Read more on Morgan Stanley’s big bet on currency derivatives

While a surge in fourth-quarter bond-trading revenue drove Morgan Stanley’s 2019 profit to an all-time high, the unit’s unpredictability underscores why Chief Executive Officer James Gorman has led a shift toward the more stable business of handling other people’s money. The firm last month agreed to buy E*Trade Financial Corp., an online retail brokerage, for $13 billion.

Spokesmen for Morgan Stanley and Citigroup declined to comment. Guangzhou-based GF Securities Co., which owns Pandion’s parent, didn’t reply to requests for comment.

© Bloomberg Pandion Fund’s Swift Collapse

The story begins in 2017 when Pandion hired Timothy Ball, an Oxford University graduate with a taste for exotic currency trades. He worked as a salesman in Hong Kong for Goldman Sachs Group Inc. before Elliott Management, the $40-billion hedge fund, hired him as a trader in 2013. After his managers there grew disenchanted with his focus on complicated deals, Ball left and joined the Pandion fund.

Pandion was about 10 months old when Ball arrived and had less than $100 million under management. Around August 2017, Pandion traders began borrowing from Citigroup to finance its bets with Morgan Stanley. The positions included FX options and variance swaps, bespoke securities that are used to speculate on movements in asset prices. In this case, they were linked to emerging-market currencies, mainly Turkish lira. Many of the transactions weren’t set to expire for years, a feature that added to their risk.

“The risk of crashes and their severity is harder to gauge in advance for emerging currencies,” said Uwe Wystup, founder of Math Finance AG and the author of a 2017 book on currency derivatives. “And the longer the time, the harder it gets to predict.”

© Bloomberg Morgan Stanley’s Asian FX Foray

Morgan Stanley was a willing counterparty because executives there had identified complex currency derivatives as a key revenue generator and they were on the hunt for deals.

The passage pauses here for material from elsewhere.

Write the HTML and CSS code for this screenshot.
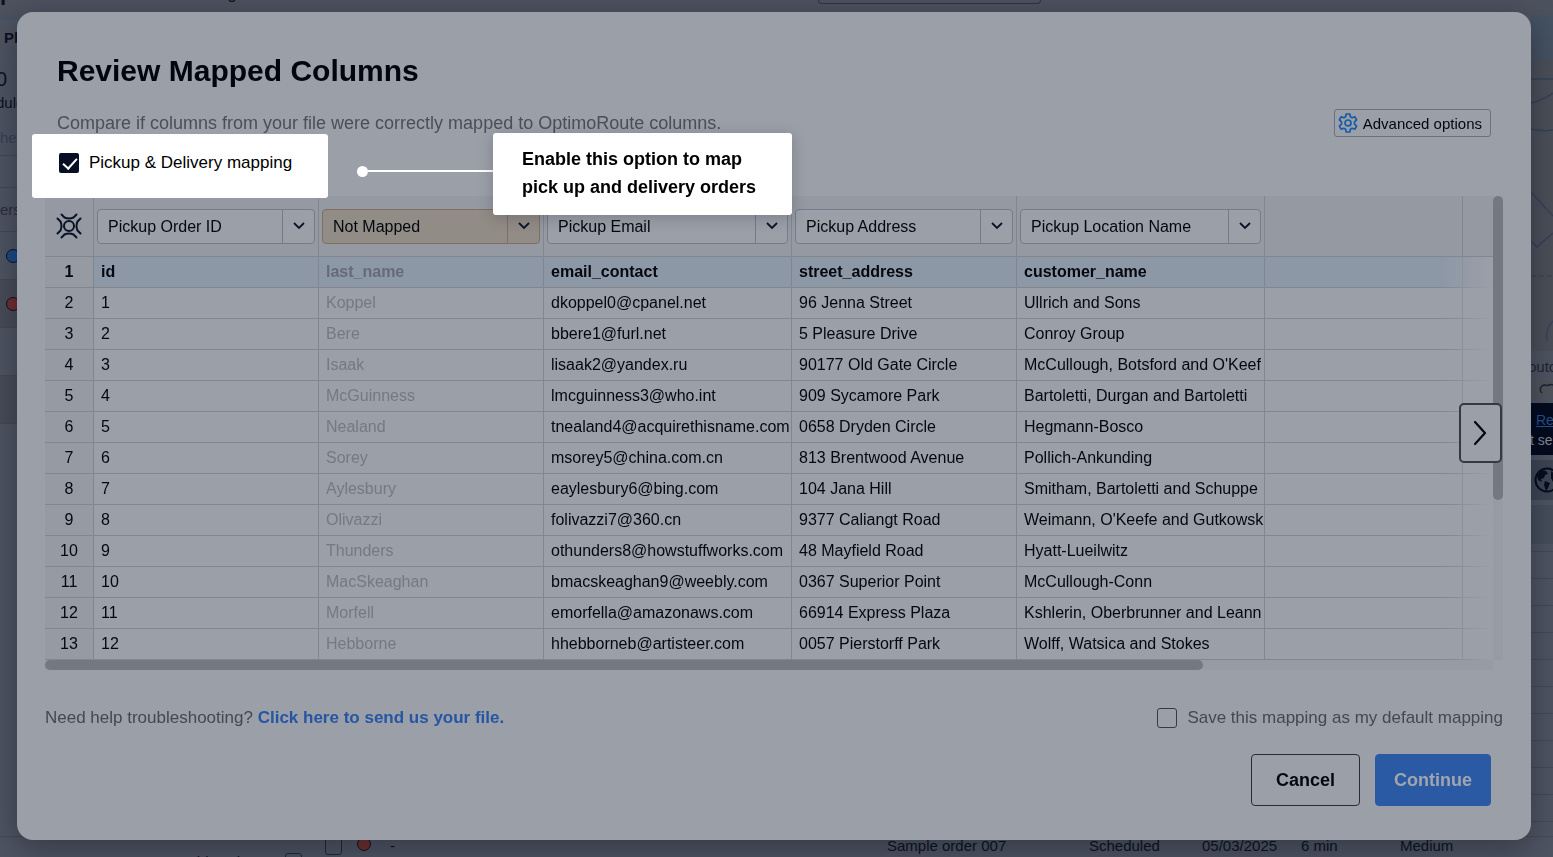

The trades worked well at first. While Pandion’s net assets swelled to a peak of $109 million in August 2018 even as the Turkish lira melted down, they tumbled shortly thereafter, filings show. The fund lost $130 million within a few months and went into receivership — a form of bankruptcy — in April 2019.

The implosion at Pandion led to losses of between $100 million and $200 million at Citigroup, then Chief Financial Officer John Gerspach told reporters last year. The setback was escalated to the bank’s board and led to a reorganization of the FX prime brokerage, the unit that catered to hedge funds betting on currencies. Sanjay Madgavkar, who ran the business, left in the aftermath.

Read more on how the blowup at Pandion cost Citigroup

The next chapter opened when Citigroup took control of the Pandion positions and sought to unwind them with Morgan Stanley. Citigroup traders were puzzled by the valuations assigned by their Morgan Stanley counterparts and complained to them.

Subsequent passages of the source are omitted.